December 27, 2018 1:22:17 am
HIGHRISES and the unique challenges they pose to fire-fighters, including hampering wireless communications and inevitable delays in responding to fire calls owing to traffic congestion, are among the biggest fears of Mumbai’s fire brigade, the country’s oldest organised fire-fighting system.
The death of fireman Nitin Ivalekar at the Lotus Business Park in Andheri in 2014 is an example many cite – Ivalekar lost contact with his team when he was inside the building during fire-fighting operations. He was isolated and later found dead.
A senior official from the fire brigade said, “Since the last few years, as construction of highrises has increased, there are spots where radio signals are lost or where we have very poor connectivity with the control room. In almost 50 per cent of fire-related incidents firemen complain about call drops in radio signals. Beyond the 14th floor, the signal starts weakening.”
Fires in a highrise building or in an area surrounded by highrises often involve these ‘dark spots’ for radio signals, something that all firemen in Mumbai are worried about.
As the city’s architecture and skyline change, other problems have cropped up. “There are horizontal walls in some buildings, made up of material like concrete or heavy steel, and then there are buildings with glass facades. These also cause problems with radio signals,” said a fireman.
In dense pockets with a large number of highrises, for example in Worli or Lower Parel, communication is lost with even the nearest fire station, though the communication is supposed to be accessible to all fire stations in the city.
At the time of a fire, fire fighters are expected to reach their control post at all fire stations. The bare minimum requirement is that men at the nearest fire stations should be ready. “But now, when there is a fire in a highrise or in an area surrounded by highrises, communication is relayed through a control van stationed at the spot. From there it is relayed to the main control room in Byculla. This definitely affects response time,” said another official.
While an audio communication standard of Delivered Audio Quality (DAQ) of 5.5 is considered necessary for absolutely clear voices, a standard permissible level is 4.3. Firemen say it’s often poorer during operations, causing officials to consider installing bi-directional amplifiers systems in highrises to boost wireless signals.
The dark spots for communication include Geeta Nagar and nearby areas in Colaba and Cuffe Parade, Malabar Hill, parts of Andheri west including Versova, Four Bungalows, parts of BKC and Ghatkopar, now known as ‘grey areas’ due to weak signals.
Officials from the fire brigade said their wireless department was started in 1960, and the last upgradation of the system was in 1995. The department is thus working with a system that’s at least 23 years old with only new walkie-talkie and radio sets added in 2008. The walkie-talkies get dysfunctional if they come in contact with water, heat or dust. The battery life is also poor, some men have complained. A proposal for Digital Mobile Radio systems to upgrade the fire brigade’s communication is under consideration.
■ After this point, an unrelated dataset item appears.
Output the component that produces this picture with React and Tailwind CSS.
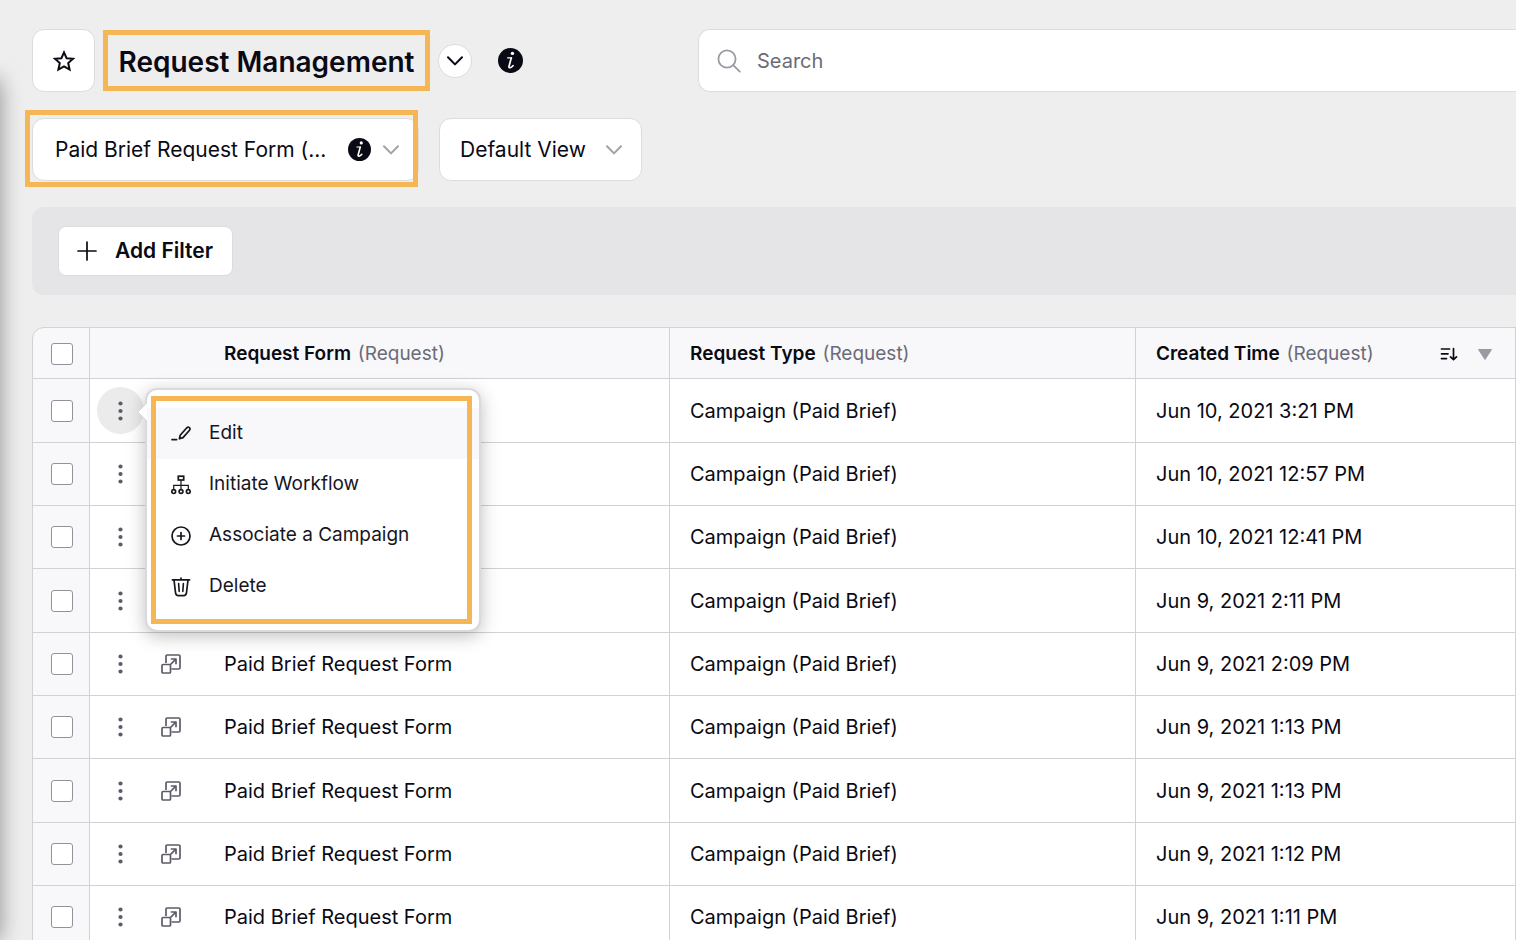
import { useState } from "react";

const rows = [
  { id: 1, form: "", created: "Jun 10, 2021 3:21 PM" },
  { id: 2, form: "", created: "Jun 10, 2021 12:57 PM" },
  { id: 3, form: "", created: "Jun 10, 2021 12:41 PM" },
  { id: 4, form: "", created: "Jun 9, 2021 2:11 PM" },
  { id: 5, form: "Paid Brief Request Form", created: "Jun 9, 2021 2:09 PM" },
  { id: 6, form: "Paid Brief Request Form", created: "Jun 9, 2021 1:13 PM" },
  { id: 7, form: "Paid Brief Request Form", created: "Jun 9, 2021 1:13 PM" },
  { id: 8, form: "Paid Brief Request Form", created: "Jun 9, 2021 1:12 PM" },
  { id: 9, form: "Paid Brief Request Form", created: "Jun 9, 2021 1:11 PM" },
];

const Chevron = ({ className }) => (
  <svg viewBox="0 0 16 10" fill="none" stroke="currentColor" strokeWidth="2" strokeLinecap="round" strokeLinejoin="round" className={className}>
    <path d="M1 1.2 8 8.4 15 1.2" />
  </svg>
);

const InfoIcon = ({ className }) => (
  <svg viewBox="0 0 26 26" className={className}>
    <circle cx="13" cy="13" r="13" fill="#0a0a14" />
    <circle cx="15" cy="5.6" r="1.8" fill="#fff" />
    <path d="M10 10.200H14.200" fill="none" stroke="#fff" strokeWidth="1.3" strokeLinecap="round" />
    <path d="M13.800 10.400 11.400 19.200C11 21.200 13.400 21 15.600 18.400" fill="none" stroke="#fff" strokeWidth="1.8" strokeLinecap="round" strokeLinejoin="round" />
  </svg>
);

const StarIcon = () => (
  <svg viewBox="0 0 24 24" fill="none" stroke="#0a0a14" strokeWidth="2" strokeLinejoin="miter" className="w-6 h-6">
    <path d="M12 3.4 14.6 9.2 21 9.8 16.2 14 17.6 20.6 12 17.3 6.4 20.6 7.8 14 3 9.8 9.4 9.2Z" />
  </svg>
);

const OpenIcon = () => (
  <svg viewBox="0 0 20 20" fill="none" stroke="#5c5c69" strokeWidth="1.7" strokeLinejoin="round" className="w-5 h-5">
    <path d="M5 9V2.2Q5 1 6.200 1H17.800Q19 1 19 2.200V13.800Q19 15 17.800 15H10.500" />
    <rect x="1" y="10.500" width="8.500" height="8.500" rx="1" />
    <path d="M9 11 14.800 5.200M9.800 5H15V10.200" />
  </svg>
);

const EditIcon = () => (
  <svg viewBox="0 0 20 20" fill="none" stroke="#16161f" strokeWidth="1.7" strokeLinecap="round" strokeLinejoin="round" className="w-5 h-5">
    <path d="M1 15.600H5.600" />
    <path d="M8.400 14.800 9.200 11.200 15.800 3.800C17.400 2.200 20 4.400 18.500 6.200L12 13.600Z" />
  </svg>
);

const WorkflowIcon = () => (
  <svg viewBox="0 0 20 20" fill="none" stroke="#16161f" strokeWidth="1.7" className="w-5 h-5">
    <rect x="7.300" y="1.200" width="5.400" height="3.800" />
    <path d="M10 5V14.500M2.700 14.500V10.300H17.300V14.500" strokeWidth="1.200" />
    <circle cx="2.700" cy="16.600" r="1.900" fill="#fff" />
    <circle cx="10" cy="16.600" r="1.900" fill="#fff" />
    <circle cx="17.300" cy="16.600" r="1.900" fill="#fff" />
  </svg>
);

const AssociateIcon = () => (
  <svg viewBox="0 0 20 20" fill="none" stroke="#16161f" strokeWidth="1.7" strokeLinecap="round" className="w-5 h-5">
    <circle cx="10" cy="10" r="9" />
    <path d="M10 6.500V13.500M6.500 10H13.500" />
  </svg>
);

const DeleteIcon = () => (
  <svg viewBox="0 0 20 20" fill="none" stroke="#16161f" strokeWidth="1.7" strokeLinecap="round" strokeLinejoin="round" className="w-5 h-5">
    <path d="M1.400 2.800H18.600M10 1V2.600" />
    <path d="M3 3 4.500 15.600Q4.900 18.600 7.400 18.600H12.600Q15.100 18.600 15.500 15.600L17 3" />
    <path d="M7.600 6.600 8.200 14.400M12.400 6.600 11.800 14.400" strokeWidth="1.600" />
  </svg>
);

const menuItems = [
  { label: "Edit", icon: EditIcon },
  { label: "Initiate Workflow", icon: WorkflowIcon },
  { label: "Associate a Campaign", icon: AssociateIcon },
  { label: "Delete", icon: DeleteIcon },
];

const ActionMenu = () => (
  <div className="absolute left-[55px] top-[9px] z-20 w-[336px] rounded-xl border-2 border-[#d9d9de] bg-white py-[18px] shadow-[0_4px_18px_rgba(0,0,0,0.25)]">
    <svg viewBox="0 0 10 18" className="absolute -left-[10px] top-[13px] w-[10px] h-[18px]">
      <path d="M10 0 1 9 10 18" fill="#fff" stroke="#d9d9de" strokeWidth="1" />
    </svg>
    {menuItems.map(({ label, icon: Icon }) => (
      <button
        key={label}
        type="button"
        className="flex h-[51px] w-full items-center gap-[18px] pl-6 text-left text-[19px] text-[#16161f] first-of-type:bg-[#f8f8fa]"
      >
        <Icon />
        {label}
      </button>
    ))}
    <div className="pointer-events-none absolute top-1.5 bottom-1.5 left-1 right-[7px] border-5 border-[#f5b755]" />
  </div>
);

const Checkbox = ({ label, checked, onChange }) => (
  <input
    type="checkbox"
    aria-label={label}
    checked={checked}
    onChange={onChange}
    className="block mx-auto w-[22px] h-[22px] appearance-none rounded-[3px] border border-[#92929c] bg-white checked:bg-[#5c5c69]"
  />
);

const App = () => {
  const [selected, setSelected] = useState([]);
  const [openRow, setOpenRow] = useState(1);
  const [search, setSearch] = useState("");

  const toggleRow = (id) => {
    setSelected((prev) =>
      prev.includes(id) ? prev.filter((item) => item !== id) : [...prev, id]
    );
  };

  const toggleAll = () => {
    setSelected(selected.length === rows.length ? [] : rows.map((row) => row.id));
  };

  return (
    <div className="relative h-screen overflow-hidden bg-[#eeeeee] pl-8 pt-[29px] font-['Inter',sans-serif] text-[#0a0a14]">
      {/* shadow of the side panel */}
      <div className="absolute right-full top-20 bottom-0 w-10 shadow-[0_0_22px_0_rgba(0,0,0,0.4)]" />

      <header className="flex items-center">
        <div className="flex w-[666px] shrink-0 items-center">
          <button
            type="button"
            aria-label="Favorite"
            className="flex h-[63px] w-[63px] items-center justify-center rounded-xl border border-[#dcdcde] bg-white"
          >
            <StarIcon />
          </button>
          <h1 className="ml-2 flex h-[61px] w-[327px] items-center justify-center whitespace-nowrap border-5 border-[#f5b755] pt-0.5 text-[28px] font-semibold">
            Request Management
          </h1>
          <button
            type="button"
            aria-label="Switch page"
            className="ml-2 flex h-[34px] w-[34px] items-center justify-center rounded-full border border-[#dcdcde] bg-white"
          >
            <Chevron className="w-4 h-[10px]" />
          </button>
          <InfoIcon className="ml-[26px] w-[25px] h-[25px]" />
        </div>
        <label className="flex h-[63px] flex-1 items-center gap-4 rounded-l-xl border border-r-0 border-[#dcdcde] bg-white pl-[18px]">
          <svg viewBox="0 0 24 24" fill="none" stroke="#9a9aa2" strokeWidth="1.8" strokeLinecap="round" className="w-6 h-6">
            <circle cx="10" cy="10" r="8.600" />
            <path d="M16.200 16.200 22.800 22.600" />
          </svg>
          <input
            type="text"
            aria-label="Search"
            placeholder="Search"
            value={search}
            onChange={(e) => setSearch(e.target.value)}
            className="flex-1 text-[20px] outline-none placeholder:text-[#6b6b78]"
          />
        </label>
      </header>

      <div className="mt-[26px] flex gap-5 text-[21px]">
        <div className="relative w-[387px]">
          <select
            aria-label="Request form"
            className="h-[63px] w-full appearance-none rounded-xl border border-[#dcdcde] bg-white pl-[22px]"
          >
            <option>Paid Brief Request Form (...</option>
          </select>
          <div className="pointer-events-none absolute inset-y-0 right-5 flex items-center gap-3">
            <InfoIcon className="w-[23px] h-[23px]" />
            <Chevron className="w-4 h-[10px] text-[#a2a2a8]" />
          </div>
          <div className="pointer-events-none absolute -top-2 -bottom-1.5 -left-[7px] right-px border-5 border-[#f5b755]" />
        </div>
        <div className="relative w-[203px]">
          <select
            aria-label="View"
            className="h-[63px] w-full appearance-none rounded-xl border border-[#dcdcde] bg-white pl-5"
          >
            <option>Default View</option>
          </select>
          <div className="pointer-events-none absolute inset-y-0 right-5 flex items-center">
            <Chevron className="w-4 h-[10px] text-[#a2a2a8]" />
          </div>
        </div>
      </div>

      <div className="mt-[26px] flex h-[88px] items-center rounded-l-xl bg-[#e5e5e8] pl-[26px]">
        <button
          type="button"
          className="flex h-[50px] w-[175px] items-center gap-[18px] whitespace-nowrap rounded-lg border border-[#dcdcde] bg-white pl-[18px] text-[21px] font-semibold"
        >
          <svg viewBox="0 0 20 20" stroke="currentColor" strokeWidth="1.7" strokeLinecap="round" className="w-5 h-5">
            <path d="M10 1V19M1 10H19" />
          </svg>
          Add Filter
        </button>
      </div>

      <table className="mt-8 w-full table-fixed border-separate border-spacing-0 text-left [&_td]:border-b [&_td]:border-r [&_td]:border-[#d2d2d5] [&_th]:border-y [&_th]:border-r [&_th]:border-[#d2d2d5]">
        <colgroup>
          <col className="w-[58px]" />
          <col className="w-[580px]" />
          <col className="w-[466px]" />
          <col />
        </colgroup>
        <thead>
          <tr className="h-[52px] text-[19px] [&>th]:bg-[#f8f8fa] [&>th]:pt-0.5">
            <th className="rounded-tl-xl border-l pl-0.5">
              <Checkbox
                label="Select all"
                checked={selected.length === rows.length}
                onChange={toggleAll}
              />
            </th>
            <th className="pl-[134px] font-semibold">
              Request Form <span className="ml-0.5 font-normal text-[#6b6b78]">(Request)</span>
            </th>
            <th className="pl-5 font-semibold">
              Request Type <span className="ml-0.5 font-normal text-[#6b6b78]">(Request)</span>
            </th>
            <th className="pl-5 pr-[23px] font-semibold">
              <div className="flex items-center">
                <span>
                  Created Time <span className="ml-0.5 font-normal text-[#6b6b78]">(Request)</span>
                </span>
                <svg viewBox="0 0 18 14" fill="none" stroke="currentColor" strokeWidth="1.7" strokeLinecap="round" strokeLinejoin="round" className="ml-auto w-[18px] h-[14px]">
                  <path d="M1.500 2H9.500M1.500 6.800H8M1.500 11.600H6.500M13.500 1.500V12.500M10.500 9.800 13.500 12.700 16.500 9.800" />
                </svg>
                <svg viewBox="0 0 14 11" className="ml-5 w-[14px] h-[11px]">
                  <path d="M.5.5H13.500L7 10.500Z" fill="#9a9aa2" stroke="#9a9aa2" strokeLinejoin="round" />
                </svg>
              </div>
            </th>
          </tr>
        </thead>
        <tbody>
          {rows.map((row) => (
            <tr key={row.id} className="h-[63px] text-[20px] nth-[3n+1]:h-16 [&>td]:bg-white">
              <td className="border-l bg-[#f8f8fa]! pl-0.5">
                <Checkbox
                  label={`Select row ${row.id}`}
                  checked={selected.includes(row.id)}
                  onChange={() => toggleRow(row.id)}
                />
              </td>
              <td className="relative pl-[7px]">
                <div className="flex items-center">
                  <button
                    type="button"
                    aria-label="Row actions"
                    onClick={() => setOpenRow(openRow === row.id ? null : row.id)}
                    className={`flex h-[47px] w-[47px] items-center justify-center rounded-full ${
                      openRow === row.id ? "bg-[#ebebeb]" : ""
                    }`}
                  >
                    <svg viewBox="0 0 5 20" fill="#5c5c69" className="w-[5px] h-5">
                      <circle cx="2.500" cy="2.500" r="2.100" />
                      <circle cx="2.500" cy="10" r="2.100" />
                      <circle cx="2.500" cy="17.500" r="2.100" />
                    </svg>
                  </button>
                  {row.form && (
                    <>
                      <button type="button" aria-label="Open request" className="ml-[17px] mr-[43px]">
                        <OpenIcon />
                      </button>
                      {row.form}
                    </>
                  )}
                </div>
                {openRow === row.id && <ActionMenu />}
              </td>
              <td className="pl-5">Campaign (Paid Brief)</td>
              <td className="pl-5">{row.created}</td>
            </tr>
          ))}
        </tbody>
      </table>
    </div>
  );
};

export default App;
The other, more commonly known problem is that of glass facades, where smoke accumulates owing to poor ventilation, posing a different set of hazards for fire-fighting operations.
Ongoing infrastructure projects and the traffic on account of these is another challenge, fire brigade officials say. For example, in the recent fire at the ESIC hospital in Marol, the fire brigade faced traffic pile-ups en route. Fire fighting vehicles were pressed in from across the city, and a fire engine from Byculla Fire Brigade took about 1 hour and 45 minutes to cover the 21-km stretch to reach Marol, said an official.
Stretched to their limits
-While Mumbai’s population is over 1.25 crore and the city is spread across 438 sq km, the Mumbai Fire Brigade has a strength of 3,800 staff with 34 fire stations. Available fire fighters number 2,800.
-In 2011, the BMC conducted risk assessment studies highlighting how vulnerable the city is to fire mishaps. The 97-page report titled ‘Urban Fire Hazard & Risk Assessment and Mitigation for Mumbai’ suggested construction of 25 additional fire stations. The report also emphasised that better implementation of the Maharashtra Fire Prevention and Life Safety Measures Act, 2006 is needed. But there is no progress on new stations.
-Officials admit the fire brigade is way behind standards suggested by the Ministry of Home Affairs under the Standing Fire Advisory Council. The guidelines say there should be a fire station for every 50,000 people, or one fire station every four km. By this logic, Mumbai needs at least 100 fire stations, but has only 34 fire stations and six command centres.